Direction: From the listing that follows, output everything exactly except the pictures.

Material:

§

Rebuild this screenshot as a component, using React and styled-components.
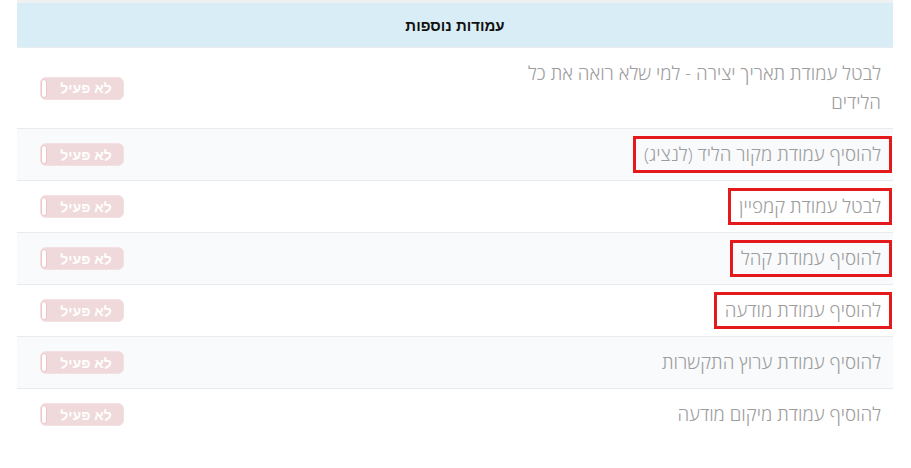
import styled, { createGlobalStyle } from "styled-components";

const GlobalStyle = createGlobalStyle`
  body {
    margin: 0;
    background: #fff;
    font-family: "Open Sans", "Noto Sans", "Liberation Sans", sans-serif;
  }
`;

const Page = styled.div`
  padding: 0 18px 0 17px;
`;

const Table = styled.table`
  width: 100%;
  direction: rtl;
  border-collapse: collapse;
  border-top: 3px solid #eef0f2;
`;

const HeadCell = styled.th`
  height: 44px;
  padding: 0;
  background: #d9edf6;
  color: #111;
  font-family: "Liberation Sans", Arial, sans-serif;
  font-size: 15px;
  font-weight: bold;
  text-align: center;
`;

const Row = styled.tr`
  background: ${(p) => (p.$shaded ? "#f9fafc" : "#fff")};
  border-top: 1px solid #e8ebef;
`;

const TextCell = styled.td`
  width: 46%;
  padding: 7px 1px 7px 0;
  text-align: right;
  vertical-align: middle;
`;

const Label = styled.span`
  display: inline-block;
  padding: 1px 8px;
  border: 3px solid ${(p) => (p.$marked ? "#e3191c" : "transparent")};
  color: #9d9d9d;
  font-size: 18.8px;
  font-weight: 300;
  line-height: 29px;
`;

const SwitchCell = styled.td`
  padding: 0 23px;
  direction: ltr;
  text-align: left;
  vertical-align: middle;
`;

const Switch = styled.div`
  position: relative;
  width: 84px;
  height: 23px;
  box-sizing: border-box;
  border: 1px solid #f3e0e1;
  border-radius: 6px;
  background: #f0d9da;
  display: flex;
  align-items: center;
  justify-content: center;
  padding-left: 8px;
  color: #fff;
  font-family: "Liberation Sans", Arial, sans-serif;
  font-size: 14px;
  font-weight: bold;
  direction: rtl;
`;

const Knob = styled.span`
  position: absolute;
  left: 0;
  top: 1px;
  width: 6px;
  height: 19px;
  box-sizing: border-box;
  border: 1px solid #ecc5c8;
  border-radius: 4px;
  background: #fff;
`;

const items = [
  { text: "לבטל עמודת תאריך יצירה - למי שלא רואה את כל הלידים" },
  { text: "להוסיף עמודת מקור הליד (לנציג)", marked: true },
  { text: "לבטל עמודת קמפיין", marked: true },
  { text: "להוסיף עמודת קהל", marked: true },
  { text: "להוסיף עמודת מודעה", marked: true },
  { text: "להוסיף עמודת ערוץ התקשרות" },
  { text: "להוסיף עמודת מיקום מודעה" },
];

export default function App() {
  return (
    <Page>
      <GlobalStyle />
      <Table>
        <thead>
          <tr>
            <HeadCell colSpan={2}>עמודות נוספות</HeadCell>
          </tr>
        </thead>
        <tbody>
          {items.map((item, i) => (
            <Row key={i} $shaded={i % 2 === 1}>
              <TextCell>
                <Label $marked={item.marked}>{item.text}</Label>
              </TextCell>
              <SwitchCell>
                <Switch>
                  <Knob />
                  לא פעיל
                </Switch>
              </SwitchCell>
            </Row>
          ))}
        </tbody>
      </Table>
    </Page>
  );
}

§

Solution to this task:
Rebuild this screenshot as a component, using React and styled-components.
import styled, { createGlobalStyle } from "styled-components";

const GlobalStyle = createGlobalStyle`
  body {
    margin: 0;
    background: #fff;
    font-family: "Open Sans", "Noto Sans", "Liberation Sans", sans-serif;
  }
`;

const Page = styled.div`
  padding: 0 18px 0 17px;
`;

const Table = styled.table`
  width: 100%;
  direction: rtl;
  border-collapse: collapse;
  border-top: 3px solid #eef0f2;
`;

const HeadCell = styled.th`
  height: 44px;
  padding: 0;
  background: #d9edf6;
  color: #111;
  font-family: "Liberation Sans", Arial, sans-serif;
  font-size: 15px;
  font-weight: bold;
  text-align: center;
`;

const Row = styled.tr`
  background: ${(p) => (p.$shaded ? "#f9fafc" : "#fff")};
  border-top: 1px solid #e8ebef;
`;

const TextCell = styled.td`
  width: 46%;
  padding: 7px 1px 7px 0;
  text-align: right;
  vertical-align: middle;
`;

const Label = styled.span`
  display: inline-block;
  padding: 1px 8px;
  border: 3px solid ${(p) => (p.$marked ? "#e3191c" : "transparent")};
  color: #9d9d9d;
  font-size: 18.8px;
  font-weight: 300;
  line-height: 29px;
`;

const SwitchCell = styled.td`
  padding: 0 23px;
  direction: ltr;
  text-align: left;
  vertical-align: middle;
`;

const Switch = styled.div`
  position: relative;
  width: 84px;
  height: 23px;
  box-sizing: border-box;
  border: 1px solid #f3e0e1;
  border-radius: 6px;
  background: #f0d9da;
  display: flex;
  align-items: center;
  justify-content: center;
  padding-left: 8px;
  color: #fff;
  font-family: "Liberation Sans", Arial, sans-serif;
  font-size: 14px;
  font-weight: bold;
  direction: rtl;
`;

const Knob = styled.span`
  position: absolute;
  left: 0;
  top: 1px;
  width: 6px;
  height: 19px;
  box-sizing: border-box;
  border: 1px solid #ecc5c8;
  border-radius: 4px;
  background: #fff;
`;

const items = [
  { text: "לבטל עמודת תאריך יצירה - למי שלא רואה את כל הלידים" },
  { text: "להוסיף עמודת מקור הליד (לנציג)", marked: true },
  { text: "לבטל עמודת קמפיין", marked: true },
  { text: "להוסיף עמודת קהל", marked: true },
  { text: "להוסיף עמודת מודעה", marked: true },
  { text: "להוסיף עמודת ערוץ התקשרות" },
  { text: "להוסיף עמודת מיקום מודעה" },
];

export default function App() {
  return (
    <Page>
      <GlobalStyle />
      <Table>
        <thead>
          <tr>
            <HeadCell colSpan={2}>עמודות נוספות</HeadCell>
          </tr>
        </thead>
        <tbody>
          {items.map((item, i) => (
            <Row key={i} $shaded={i % 2 === 1}>
              <TextCell>
                <Label $marked={item.marked}>{item.text}</Label>
              </TextCell>
              <SwitchCell>
                <Switch>
                  <Knob />
                  לא פעיל
                </Switch>
              </SwitchCell>
            </Row>
          ))}
        </tbody>
      </Table>
    </Page>
  );
}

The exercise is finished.